My mom, the piano teacher, has just sat down at Grandma’s upright piano to play Christmas carols. One my one, my family puts down their dinner plates and surrounds her to sing, my father with his rich bass, my aunt’s contralto, my two brothers’ bass and tenor, my 90-year-old grandma’s warbling-yet-on-pitch soprano, and the alto and soprano parts that my mother, sister, and I seamlessly trade back and forth like playground candy. Our voices blend like Brethren-in-Christ memories, smoothing over rough textures and varnished pews. My immediate family used to sing together in front of the church on Sunday mornings, a fact which I’d almost forgotten, but by my mom’s elbow with my siblings pressed in around a hymnal that predates all of us, I somehow feel that if we were all to rise out of our seats and through the ceiling, our singing could shield us in a world of no sadness like a cord of three strands not easily broken.
I glance over my shoulder to find my boyfriend Jon standing slightly away from the group, his iPhone out, intently studying the screen. “Who are you texting, hon?” I say, feeling hurt.
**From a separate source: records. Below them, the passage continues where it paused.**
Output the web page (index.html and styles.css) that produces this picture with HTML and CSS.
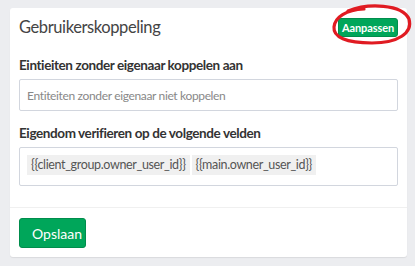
FILE: index.html
```html
<!DOCTYPE html>
<html lang="nl">
<head>
  <meta charset="UTF-8" />
  <title>Gebruikerskoppeling</title>
  <link rel="stylesheet" href="styles.css">
</head>
<body>
  <div class="box">
    <div class="box-header">
      <h3 class="box-title">Gebruikerskoppeling</h3>
      <button class="btn btn-sm">Aanpassen</button>
    </div>

    <div class="box-body">
      <div class="form-group">
        <label>Eintieiten zonder eigenaar koppelen aan</label>
        <div class="input"><span class="placeholder">Entiteiten zonder eigenaar niet koppelen</span></div>
      </div>
      <div class="form-group">
        <label>Eigendom verifieren op de volgende velden</label>
        <div class="tags">
          <span class="tag">{{client_group.owner_user_id}}</span>
          <span class="tag">{{main.owner_user_id}}</span>
        </div>
      </div>
    </div>

    <div class="box-footer">
      <button class="btn">Opslaan</button>
    </div>
  </div>

  <!-- red marker circle drawn over the button -->
  <svg class="marker" width="415" height="266" viewBox="0 0 415 266">
    <path d="M348 11 C368 3 402 4 409 19 C413 33 398 43 372 43 C346 43 333 37 334 27 C335 17 346 10 364 9"
          fill="none" stroke="#e01b22" stroke-width="3.2" stroke-linecap="round" />
  </svg>
</body>
</html>
```

FILE: styles.css
```css
body { margin: 0; padding: 8px 8px 9px 10px; background: #ecedf0; font-family: Lato, "Liberation Sans", sans-serif; }
.box { background: #fff; border-radius: 3px; box-shadow: 0 1px 1px rgba(0,0,0,0.08); }
.box-header { display: flex; justify-content: space-between; align-items: flex-start; padding: 6px 9px 0 9px; height: 38px; box-sizing: border-box; }
.box-title { margin: 0; font-size: 16.5px; font-weight: normal; color: #444; line-height: 26px; letter-spacing: -0.4px; }
.btn { background: #00a65a; color: #fff; border: 1px solid #008d4c; border-radius: 3px; font-family: inherit; font-size: 14px; padding: 0 12px; height: 30px; cursor: pointer; }
.btn-sm { font-size: 11px; font-weight: bold; height: 19px; width: 60px; padding: 0; margin-top: 4px; letter-spacing: -0.1px; }
.box-body { padding: 9px 9px 21px 9px; }
.form-group { margin-bottom: 12px; }
.form-group:last-child { margin-bottom: 0; }
label { display: block; font-weight: bold; font-size: 13.5px; color: #333; line-height: 20px; margin-bottom: 4px; letter-spacing: -0.4px; }
.input { height: 32px; border: 1px solid #d2d6de; border-radius: 2px; box-sizing: border-box; display: flex; align-items: center; padding: 0 7px; }
.placeholder { font-size: 12px; color: #888; letter-spacing: -0.35px; }
.tags { border: 1px solid #d2d6de; border-radius: 2px; height: 39px; box-sizing: border-box; padding: 7px; display: flex; gap: 2px; align-items: flex-start; }
.tag { background: #f0f0f0; color: #555; font-size: 12.5px; line-height: 20px; padding: 0 4px; letter-spacing: -0.35px; }
.box-footer { border-top: 1px solid #f0f0f0; padding: 10px 9px 9px 9px; }
.box-footer .btn { width: 67px; }
.marker { position: absolute; left: 0; top: 0; pointer-events: none; }
```
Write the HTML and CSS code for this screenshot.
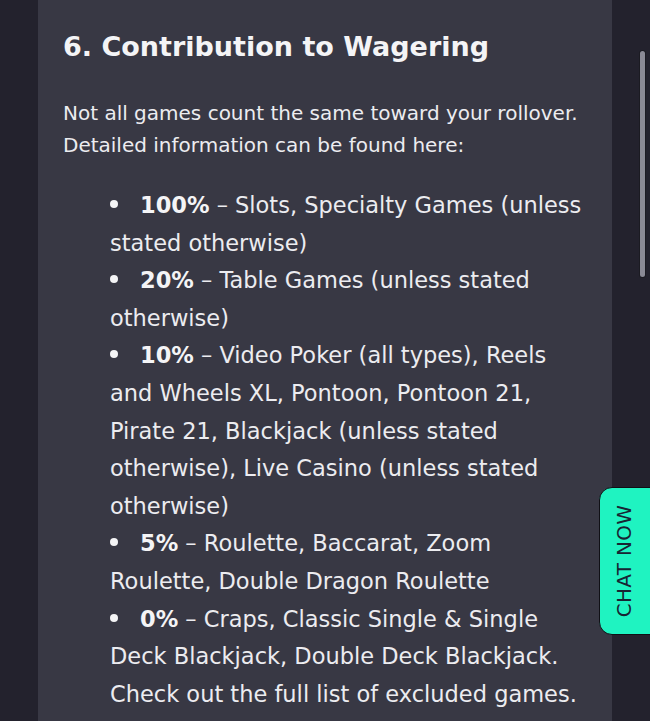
FILE: index.html
```html
<!DOCTYPE html>
<html lang="en">
<head>
<meta charset="utf-8">
<title>Contribution to Wagering</title>
<link rel="stylesheet" href="styles.css">
</head>
<body>
<main class="page">
  <section class="card">
    <h2 class="card-title">6. Contribution to Wagering</h2>
    <p class="card-intro">Not all games count the same toward your rollover. Detailed information can be found here:</p>
    <ul class="rates">
      <li><span class="rate-text"><strong>100%</strong> – Slots, Specialty Games (unless stated otherwise)</span></li>
      <li><span class="rate-text"><strong>20%</strong> – Table Games (unless stated otherwise)</span></li>
      <li><span class="rate-text"><strong>10%</strong> – Video Poker (all types), Reels and Wheels XL, Pontoon, Pontoon 21, Pirate 21, Blackjack (unless stated otherwise), Live Casino (unless stated otherwise)</span></li>
      <li><span class="rate-text"><strong>5%</strong> – Roulette, Baccarat, Zoom Roulette, Double Dragon Roulette</span></li>
      <li><span class="rate-text"><strong>0%</strong> – Craps, Classic Single &amp; Single Deck Blackjack, Double Deck Blackjack. Check out the full list of excluded games.</span></li>
    </ul>
  </section>
</main>
<div class="scroll-thumb"></div>
<button class="chat-now" type="button"><span class="chat-label">CHAT NOW</span></button>
</body>
</html>
```
FILE: styles.css
```css
html, body {
  margin: 0;
  padding: 0;
  height: 100%;
  overflow: hidden;
}

body {
  background: #23222d;
  font-family: "DejaVu Sans", "Noto Sans", sans-serif;
  color: #ececf0;
}

.page {
  display: flex;
  padding-left: 38px;
}

.card {
  width: 574px;
  box-sizing: border-box;
  background: #383844;
  padding: 28px 25px 40px 25px;
  min-height: 900px;
}

.card-title {
  margin: 0;
  font-size: 27px;
  line-height: 37px;
  font-weight: bold;
  color: #f4f4f6;
}

.card-intro {
  margin: 32px 0 0 0;
  font-size: 20px;
  line-height: 32px;
}

.rates {
  list-style: none;
  margin: 26px 0 0 0;
  padding: 0 0 0 47px;
  font-size: 22.5px;
  line-height: 37.6px;
}

.rates li::before {
  content: "";
  display: inline-block;
  width: 8px;
  height: 8px;
  border-radius: 50%;
  background: #f4f4f6;
  margin: 0 22px 0 0;
  vertical-align: 5px;
}

.rates strong {
  font-weight: bold;
  color: #f4f4f6;
}

.scroll-thumb {
  position: fixed;
  left: 640px;
  top: 51px;
  width: 5px;
  height: 226px;
  border-radius: 3px;
  background: #8a8a95;
  box-shadow: 0 0 0 1px #1b1b22;
}

.chat-now {
  position: fixed;
  left: 599px;
  top: 487px;
  width: 60px;
  height: 148px;
  margin: 0;
  padding: 0 10px 0 0;
  box-sizing: border-box;
  background: #1ff3c1;
  border: 1.5px solid #101016;
  border-radius: 13px 0 0 13px;
  display: flex;
  align-items: center;
  justify-content: center;
  cursor: pointer;
}

.chat-label {
  display: block;
  transform: rotate(-90deg);
  white-space: nowrap;
  font-family: "DejaVu Sans", sans-serif;
  font-size: 20px;
  line-height: 20px;
  color: #182433;
  letter-spacing: 0.3px;
}
```
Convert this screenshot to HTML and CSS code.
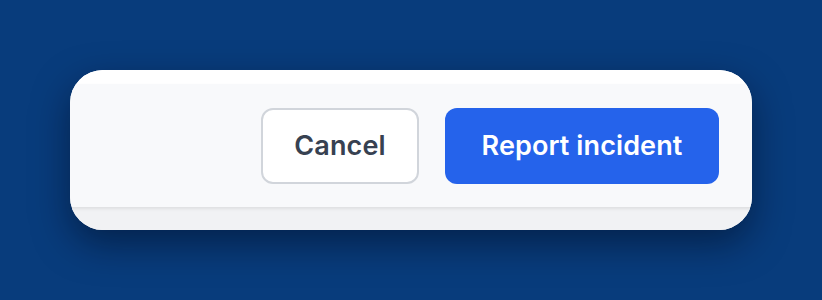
FILE: index.html
```html
<!DOCTYPE html>
<html>
<head>
<meta charset="utf-8">
<link rel="stylesheet" href="styles.css">
</head>
<body>
<div class="stage">
  <div class="card">
    <div class="card-top"></div>
    <div class="footer">
      <button class="btn btn-secondary">Cancel</button>
      <button class="btn btn-primary">Report incident</button>
    </div>
    <div class="card-bottom"></div>
  </div>
</div>
</body>
</html>
```
FILE: styles.css
```css
html, body {
  margin: 0;
  padding: 0;
}
body {
  width: 822px;
  height: 300px;
  background: #083c7c;
  font-family: Inter, "Noto Sans", sans-serif;
  overflow: hidden;
}
.stage {
  padding: 70px 0 0 70px;
}
.card {
  width: 682px;
  height: 160px;
  border-radius: 33px;
  background: #ffffff;
  overflow: hidden;
  display: flex;
  flex-direction: column;
  box-shadow: 0 14px 36px rgba(0, 10, 30, 0.5);
}
.card-top {
  height: 14px;
  background: #ffffff;
}
.footer {
  height: 123px;
  box-sizing: border-box;
  background: #f8f9fb;
  display: flex;
  justify-content: flex-end;
  align-items: center;
  gap: 26px;
  padding: 0 33px 0 0;
  box-shadow: 0 2px 3px rgba(0, 0, 0, 0.08);
  position: relative;
  z-index: 1;
}
.card-bottom {
  flex: 1;
  background: #f1f2f4;
}
.btn {
  height: 76px;
  box-sizing: border-box;
  border-radius: 12px;
  font-family: Inter, "Noto Sans", sans-serif;
  font-size: 27px;
  font-weight: 600;
  letter-spacing: 0.1px;
  padding: 0;
  cursor: pointer;
}
.btn-secondary {
  width: 158px;
  background: #ffffff;
  border: 2px solid #d1d5db;
  color: #374151;
}
.btn-primary {
  width: 274px;
  background: #2563eb;
  border: none;
  color: #ffffff;
}
```
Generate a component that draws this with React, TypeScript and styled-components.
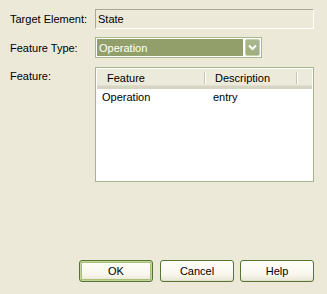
import React from 'react';
import styled, { createGlobalStyle } from 'styled-components';

const GlobalStyle = createGlobalStyle`
  html, body {
    margin: 0;
    padding: 0;
    background: #ece9d8;
  }
  body {
    font-family: "Liberation Sans", Arial, sans-serif;
    font-size: 11px;
    color: #000;
  }
`;

const Dialog = styled.div`
  width: 327px;
  height: 294px;
  box-sizing: border-box;
  padding: 9px 13px 12px 10px;
  display: flex;
  flex-direction: column;
  background: #ece9d8;
`;

const Form = styled.div`
  display: grid;
  grid-template-columns: 85px 1fr;
  grid-template-rows: 20px 21px 115px;
  row-gap: 8px;
  align-items: center;
  & > :nth-child(5),
  & > :nth-child(6) {
    margin-top: 2px;
  }
`;

const Label = styled.div<{ $top?: boolean }>`
  align-self: ${props => (props.$top ? 'start' : 'center')};
  padding-top: ${props => (props.$top ? '2px' : '0')};
  white-space: nowrap;
`;

const ReadOnlyField = styled.div`
  height: 20px;
  box-sizing: border-box;
  border-top: 1px solid #aca899;
  border-left: 1px solid #aca899;
  border-right: 1px solid #ffffff;
  border-bottom: 1px solid #ffffff;
  padding-left: 2px;
  display: flex;
  align-items: center;
`;

const Combo = styled.div`
  width: 167px;
  height: 21px;
  box-sizing: border-box;
  border: 1px solid #a5b98d;
  background: #ffffff;
  padding: 1px;
  display: flex;
  align-items: stretch;
  gap: 2px;
`;

const ComboValue = styled.div`
  flex: 1;
  background: #939f6b;
  color: #ffffff;
  padding-left: 2px;
  display: flex;
  align-items: center;
`;

const DropButton = styled.div`
  width: 15px;
  box-sizing: border-box;
  border: 1px solid #c3ceaa;
  border-radius: 2px;
  background: linear-gradient(#a9b88a, #9fae7d);
  display: flex;
  align-items: center;
  justify-content: center;
`;

const List = styled.div`
  height: 115px;
  box-sizing: border-box;
  border: 1px solid #a5b58d;
  background: #ffffff;
  padding: 1px;
  display: flex;
  flex-direction: column;
`;

const HeaderRow = styled.div`
  display: flex;
  height: 20px;
  box-sizing: border-box;
  background: #ebeadb;
  border-bottom: 3px solid #d8d4c4;
  box-shadow: inset 0 -1px 0 #e2dfd0;
`;

const HeaderCell = styled.div<{ $width?: number }>`
  position: relative;
  width: ${props => (props.$width ? `${props.$width}px` : 'auto')};
  flex: ${props => (props.$width ? 'none' : '1')};
  padding-left: ${props => (props.$width ? '10px' : '0')};
  box-sizing: border-box;
  display: flex;
  align-items: center;
  &::after {
    content: '';
    display: ${props => (props.$width ? 'block' : 'none')};
    position: absolute;
    right: 0;
    top: 3px;
    bottom: 2px;
    width: 1px;
    background: #c7c5b2;
    box-shadow: 1px 0 0 #ffffff;
  }
`;

const DataRow = styled.div`
  display: flex;
  height: 16px;
  align-items: center;
`;

const DataCell = styled.div<{ $width?: number }>`
  width: ${props => (props.$width ? `${props.$width}px` : 'auto')};
  flex: ${props => (props.$width ? 'none' : '1')};
  padding-left: 5px;
  box-sizing: border-box;
`;

const ButtonRow = styled.div`
  margin-top: auto;
  display: flex;
  justify-content: flex-end;
`;

const Button = styled.button<{ $default?: boolean; $space?: number }>`
  width: 74px;
  height: 22px;
  margin-left: ${props => props.$space ?? 0}px;
  box-sizing: border-box;
  border: 1px solid #567534;
  border-radius: 3px;
  background: linear-gradient(#fffffb 0%, #f8f6ec 70%, #e8e4d1 100%);
  box-shadow: ${props =>
    props.$default
      ? 'inset 0 0 0 1px #c2d59a, inset 0 0 0 2px #a8c176'
      : 'inset 0 -1px 0 #e2dec9'};
  font-family: "Liberation Sans", Arial, sans-serif;
  font-size: 11px;
  color: #000;
  padding: 0;
  cursor: pointer;
`;

const Chevron: React.FC = () => (
  <svg width="9" height="7" viewBox="0 0 9 7">
    <path d="M1 1.5 L4.5 5 L8 1.5" fill="none" stroke="#ffffff" strokeWidth="2" />
  </svg>
);

const App: React.FC = () => {
  return (
    <>
      <GlobalStyle />
      <Dialog>
        <Form>
          <Label>Target Element:</Label>
          <ReadOnlyField>State</ReadOnlyField>

          <Label>Feature Type:</Label>
          <Combo>
            <ComboValue>Operation</ComboValue>
            <DropButton>
              <Chevron />
            </DropButton>
          </Combo>

          <Label $top>Feature:</Label>
          <List>
            <HeaderRow>
              <HeaderCell $width={108}>Feature</HeaderCell>
              <HeaderCell $width={92}>Description</HeaderCell>
              <HeaderCell />
            </HeaderRow>
            <DataRow>
              <DataCell $width={111}>Operation</DataCell>
              <DataCell>entry</DataCell>
            </DataRow>
          </List>
        </Form>

        <ButtonRow>
          <Button $default>OK</Button>
          <Button $space={7}>Cancel</Button>
          <Button $space={6}>Help</Button>
        </ButtonRow>
      </Dialog>
    </>
  );
};

export default App;
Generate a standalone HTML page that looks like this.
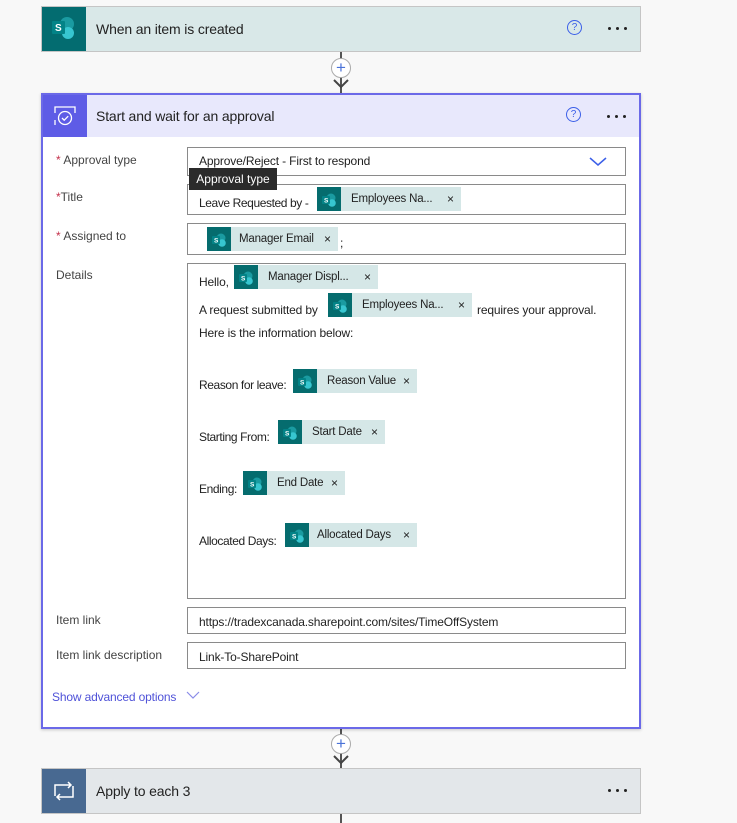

Jon glances up at me, surprised. “I’m following the words,” he says, and then he joins in to the fourth verse of “O Come, All Ye Faithful,” an eager magnificent bass. I turn back around to face the open hymnal before me, a smile playing on my lips as we’re joined by my sister’s fiancé, and I flap my arms to get us all to laugh and sing the chorus a bit louder, lifting all of us into the night.